Nem chegou à metade, e a temporada de balanços do primeiro trimestre deste ano das empresas nos Estados Unidos já causou um choque entre os analistas — não pelos lucros ou vendas registrados no período, mas, sim, pelo crescente número de empresas que se recusaram a fazer projeções sobre os seus resultados nos próximos trimestres.
É o que se chama de “guidance”, ou seja, as estimativas para o ano inteiro de métricas, como receitas e indicadores operacionais, que são habitualmente divulgadas juntamente com os resultados do trimestre recém-apurado. Muitas vezes, são as estimativas, mais do que os resultados concretos do período em questão, que influenciam o comportamento dos investidores, correndo para comprar ou, se decepcionados, para desovar as ações de uma empresa.
Ao anunciar o cancelamento do “guidance”, os CEOs e outros executivos de várias empresas estão alegando uma completa falta de visibilidade sobre o que vai acontecer com a economia mundial em razão das incertezas com a política do presidente Donald Trump de impor tarifas de importação sobre os produtos de uma gama enorme de países. As empresas estão tão no escuro agora quanto nos momentos mais críticos da pandemia de covid, quando houve uma quebra na cadeia global de produção.

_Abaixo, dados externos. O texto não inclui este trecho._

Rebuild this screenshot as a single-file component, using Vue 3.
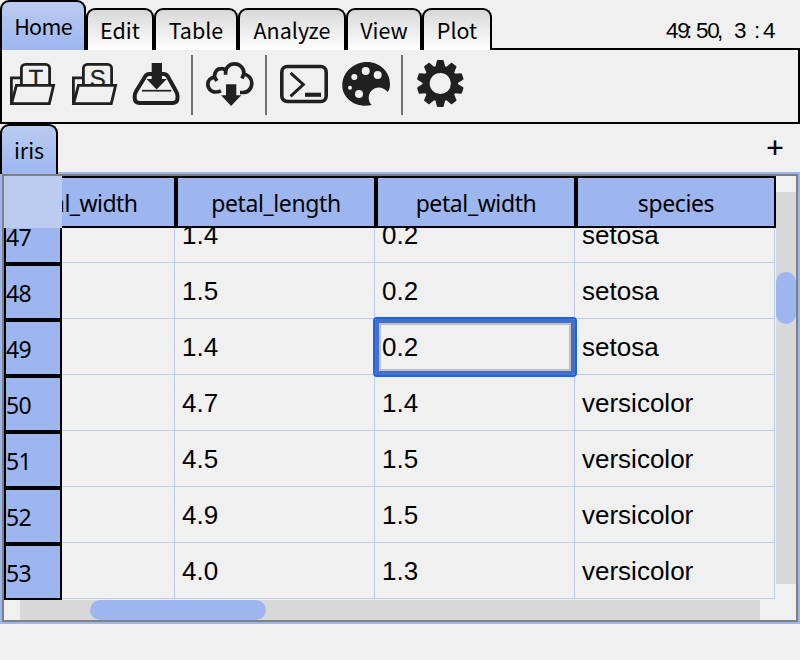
<script setup>
const menus = [
  { name: 'Home', width: 86 },
  { name: 'Edit', width: 68 },
  { name: 'Table', width: 84 },
  { name: 'Analyze', width: 108 },
  { name: 'View', width: 76 },
  { name: 'Plot', width: 70 },
]
const columns = ['sepal_width', 'petal_length', 'petal_width', 'species']
const rows = [
  { id: 47, cells: ['', '1.4', '0.2', 'setosa'] },
  { id: 48, cells: ['', '1.5', '0.2', 'setosa'] },
  { id: 49, cells: ['', '1.4', '0.2', 'setosa'] },
  { id: 50, cells: ['', '4.7', '1.4', 'versicolor'] },
  { id: 51, cells: ['', '4.5', '1.5', 'versicolor'] },
  { id: 52, cells: ['', '4.9', '1.5', 'versicolor'] },
  { id: 53, cells: ['', '4.0', '1.3', 'versicolor'] },
]
const isSelected = (row, c) => row.id === 49 && c === 2
const teeth = Array.from({ length: 10 }, (_, i) => i * 36)
</script>

<template>
  <div class="app">
    <header class="menubar">
      <div
        v-for="(m, i) in menus"
        :key="m.name"
        class="menu"
        :class="{ active: i === 0 }"
        :style="{ width: m.width + 'px' }"
      ><span>{{ m.name }}</span></div>
      <div class="status">
        <span class="s1">49</span><span class="s2">:</span><span class="s3">50</span><span class="s4">,</span><span class="s5">3</span><span class="s6">:</span><span class="s7">4</span>
      </div>
    </header>

    <div class="toolbar">
      <svg v-for="letter in ['T', 'S']" :key="letter" class="icon" viewBox="0 0 48 48">
        <g fill="none" stroke="#202020" stroke-width="2.8">
          <path d="M3.4 43.6V17.9H13" />
          <rect x="13.4" y="4.4" width="28.2" height="30" rx="4" fill="#f0f0f0" />
        </g>
        <text class="glyph" x="27.8" y="27" text-anchor="middle">{{ letter }}</text>
        <path d="M3.6 43.6L8.4 25.4H45.6L41.3 43.6Z" fill="#f0f0f0" stroke="#202020" stroke-width="2.8" />
      </svg>
      <svg class="icon" viewBox="0 0 48 48">
        <path d="M20 14H17.5Q14.8 14 13.3 16.3L4 31.5Q2.7 33.6 2.7 36V38Q2.7 43 7.7 43H40.5Q45.5 43 45.5 38V36Q45.5 33.6 44.2 31.5L35.7 16.3Q34.2 14 31.5 14H29" fill="none" stroke="#202020" stroke-width="4" />
        <path d="M10 30.7H39.3" stroke="#202020" stroke-width="1.7" />
        <path d="M19.7 3H30V19H34.8L24.6 29.5L14.6 19H19.7Z" fill="#202020" />
      </svg>
      <i class="sep" />
      <svg class="icon" viewBox="0 0 48 48">
        <g fill="none" stroke="#202020" stroke-width="3.7">
          <path d="M15 30.8Q12.5 32 9.5 32C4.5 32 1.8 28 1.8 24.3C1.8 20.5 4.5 17.6 8.4 17.4L11 20.8" />
          <path d="M8.8 18.5C7.5 12.5 11 8.6 15.2 8.6Q18 8.5 19.6 10.2V14.8" />
          <path d="M19.4 11C21 6.5 24.2 3.9 28.5 3.9C34 3.9 38 8.3 38 13.2L36 18.5" />
          <path d="M37.5 14C42.5 14.5 45.8 18.8 45.8 23.3C45.8 28.5 42 32.5 37 32.5H34" />
        </g>
        <path d="M20 24.2H30.3V35.3H35.3L25.1 46L15 35.3H20Z" fill="#202020" />
      </svg>
      <i class="sep" />
      <svg class="icon" viewBox="0 0 48 48">
        <rect x="1.8" y="6.5" width="44.4" height="35" rx="5.5" fill="none" stroke="#202020" stroke-width="3.6" />
        <path d="M10.5 12.8L23.3 24.5L10.5 36.3" fill="none" stroke="#202020" stroke-width="3" />
        <path d="M25 32.7H41V36.8H25Z" fill="#202020" />
      </svg>
      <svg class="icon" viewBox="0 0 48 48">
        <path fill="#202020" d="M29.7 45C15 48.6 .3 39 .3 25.5C.3 12 12 2 25 2C38 2 48 12 48 24C48 27 47.4 30 45.7 32C41 26.5 34 26 29.5 30.8C25.5 35 26 41 29.7 45Z" />
        <g fill="#f0f0f0">
          <circle cx="23.7" cy="11" r="4" />
          <circle cx="35.7" cy="15" r="4" />
          <circle cx="12.3" cy="17" r="3" />
          <circle cx="8" cy="27.7" r="2" />
          <circle cx="17" cy="34" r="4" />
        </g>
      </svg>
      <i class="sep" />
      <svg class="icon" viewBox="0 0 48 48">
        <g transform="translate(24.3 23.5)">
          <circle r="14.2" fill="none" stroke="#202020" stroke-width="7.2" />
          <path v-for="a in teeth" :key="a" :transform="`rotate(${a})`" d="M-5 -16.5L-3.4 -22.8Q-3.2 -23.5 -2.4 -23.5H2.4Q3.2 -23.5 3.4 -22.8L5 -16.5Z" fill="#202020" />
        </g>
      </svg>
    </div>

    <div class="sheets">
      <div class="sheet"><span>iris</span></div>
      <div class="add">+</div>
    </div>

    <div class="panel">
      <div class="grid">
        <div class="corner" />
        <div class="heads">
          <div class="headrow">
            <div v-for="c in columns" :key="c" class="head">{{ c }}</div>
          </div>
        </div>
        <div class="vbar"><div class="vtrack"><div class="vthumb" /></div></div>
        <div class="labels">
          <div class="labelcol">
            <div v-for="r in rows" :key="r.id" class="label"><span>{{ r.id }}</span></div>
          </div>
        </div>
        <div class="body">
          <div class="cells">
            <template v-for="r in rows" :key="r.id">
              <div v-for="(v, c) in r.cells" :key="c" class="cell">
                {{ v }}
                <div v-if="isSelected(r, c)" class="selection" />
              </div>
            </template>
          </div>
        </div>
        <div class="hbar"><div class="htrack"><div class="hthumb" /></div></div>
      </div>
    </div>
  </div>
</template>

<style>
body { background: #f0f0f0; }
</style>

<style scoped>
.app, .app * { box-sizing: border-box; }
.app {
  width: 800px;
  height: 660px;
  overflow: hidden;
  background: #f0f0f0;
  color: #000;
  font-family: "Noto Sans", sans-serif;
}
.menubar { display: flex; align-items: flex-end; height: 50px; }
.menu {
  height: 42px;
  flex: none;
  border: 2px solid #000;
  border-bottom: 0;
  border-radius: 9px 9px 0 0;
  background: linear-gradient(#d8d8d8, #fff);
  text-align: center;
  font: 21.5px/40px "Noto Sans CJK JP", "Noto Sans", sans-serif;
  white-space: nowrap;
}
.menu.active {
  height: 50px;
  background: linear-gradient(#bcccf0, #9db6f0);
  line-height: 48px;
  letter-spacing: -.7px;
}
.status {
  flex: 1;
  height: 50px;
  border-bottom: 2px solid #000;
  display: flex;
  padding: 18px 0 0 174px;
  font: 22.5px/26px "Liberation Sans", sans-serif;
  letter-spacing: -1.2px;
}
.status span { flex: none; }
.s1 { width: 20px; }
.s2 { width: 10px; }
.s3 { width: 21px; }
.s4 { width: 17px; }
.s5 { width: 20px; }
.s6 { width: 9px; }
.toolbar {
  height: 74px;
  border: 2px solid #000;
  border-top: 0;
  padding: 5px 0 0 6px;
  display: flex;
  align-items: flex-start;
  gap: 14px;
}
.icon { width: 48px; height: 48px; flex: none; margin-top: 5px; display: block; }
.glyph { font: 24px "Liberation Sans", sans-serif; fill: #202020; stroke: #202020; stroke-width: .3px; }
.sep { width: 2px; height: 60px; margin: 0 -1px 0 -3px; background: #707070; flex: none; }
.sheets { height: 50px; display: flex; justify-content: space-between; }
.sheet {
  width: 58px;
  height: 50px;
  border: 2px solid #000;
  border-bottom: 0;
  border-radius: 9px 9px 0 0;
  background: linear-gradient(#bcccf0, #9db6f0);
  text-align: center;
  font: 21.5px/48px "Noto Sans CJK JP", "Noto Sans", sans-serif;
  position: relative;
  z-index: 1;
}
.add { width: 50px; text-align: center; font: 30px/48px "Liberation Sans", sans-serif; -webkit-text-stroke: .2px #000; }
.panel { margin-top: -2px; height: 452px; border: 2px solid #9db6f0; }
.grid {
  height: 448px;
  border: 2px solid #808080;
  display: grid;
  grid-template-columns: 58px 714px 20px;
  grid-template-rows: 52px 372px 20px;
}
.corner { background: #bcccf0; }
.heads, .labels, .body { overflow: hidden; }
.headrow { display: flex; width: 800px; margin-left: -86px; }
.head {
  width: 200px;
  height: 52px;
  border: 2px solid #000;
  background: #9db6f0;
  text-align: center;
  font-size: 23px;
  line-height: 50px;
  letter-spacing: -.4px;
}
.head:first-child { letter-spacing: -.55px; padding-left: 1px; }
.labelcol { margin-top: -20px; }
.label {
  height: 56px;
  border: 2px solid #000;
  background: #9db6f0;
  font-size: 23px;
  line-height: 54px;
  letter-spacing: -.6px;
}
.label span { display: block; height: 52px; }
.cells {
  display: grid;
  grid-template-columns: repeat(4, 200px);
  margin: -21px 0 0 -87px;
}
.cell {
  position: relative;
  height: 56px;
  border-right: 1px solid #bcccf0;
  border-bottom: 1px solid #bcccf0;
  padding-left: 7px;
  font: 26px/56px "Liberation Sans", sans-serif;
}
.selection {
  position: absolute;
  left: -2px;
  top: -2px;
  width: 204px;
  height: 60px;
  border: 2px solid #1c62f2;
  border-radius: 4px;
  box-shadow: inset 0 0 0 4px #4470c8, inset 0 0 0 6px #c0c0c0;
  z-index: 1;
}
.vbar { grid-column: 3; grid-row: 1 / 3; padding: 16px 0; }
.vtrack { height: 392px; background: #d8d8d8; padding-top: 80px; }
.vthumb { height: 52px; border-radius: 10px; background: #9db6f0; }
.hbar { grid-column: 1 / 3; grid-row: 3; padding: 0 16px; }
.htrack { height: 20px; background: #d8d8d8; padding-left: 70px; }
.hthumb { width: 176px; height: 20px; border-radius: 10px; background: #9db6f0; }
</style>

Entre as empresas que retiraram o “guidance”, estão companhias aéreas americanas, como a American Airlines, Delta, Southwest Airlines e Alaska Air. Essas companhias temem que o ambiente de elevada incerteza possa levar os consumidores a retrair seus gastos, antecipando, entre outras coisas, uma recessão nos EUA. A American Airlines avisou que só vai voltar a fornecer estimativas do ano inteiro quando o cenário ficar mais claro. O problema é o vaivém no anúncio das tarifas e o comportamento errático de Trump.
Desvalorização do dólar é uma das marcas dos primeiros 100 dias de Trump no atual mandato Foto: Manuel Balce Ceneta/AP
A fabricante de equipamentos médicos Belluscura citou a guerra comercial como o principal motivo para não fazer projeções para seus resultados em 2025, uma vez que “uma proporção significativa” da matéria-prima e componentes é comprada de fornecedores chineses.
No Reino Unido, o fabricante de brinquedos Character Group, dono da linha “Peppa Pig”, um sucesso infantil, informou que as tarifas de importação de Trump turvaram “consideravelmente” a capacidade em prever o nível de suas vendas nos EUA.
E mesmo as empresas que mantiveram o “guidance” acabaram revisando para baixo suas projeções de receitas e lucros em 2025, citando o impacto inflacionário não só das tarifas, mas de um dólar que já caiu mais de 8% no ano ante uma cesta de moedas fortes.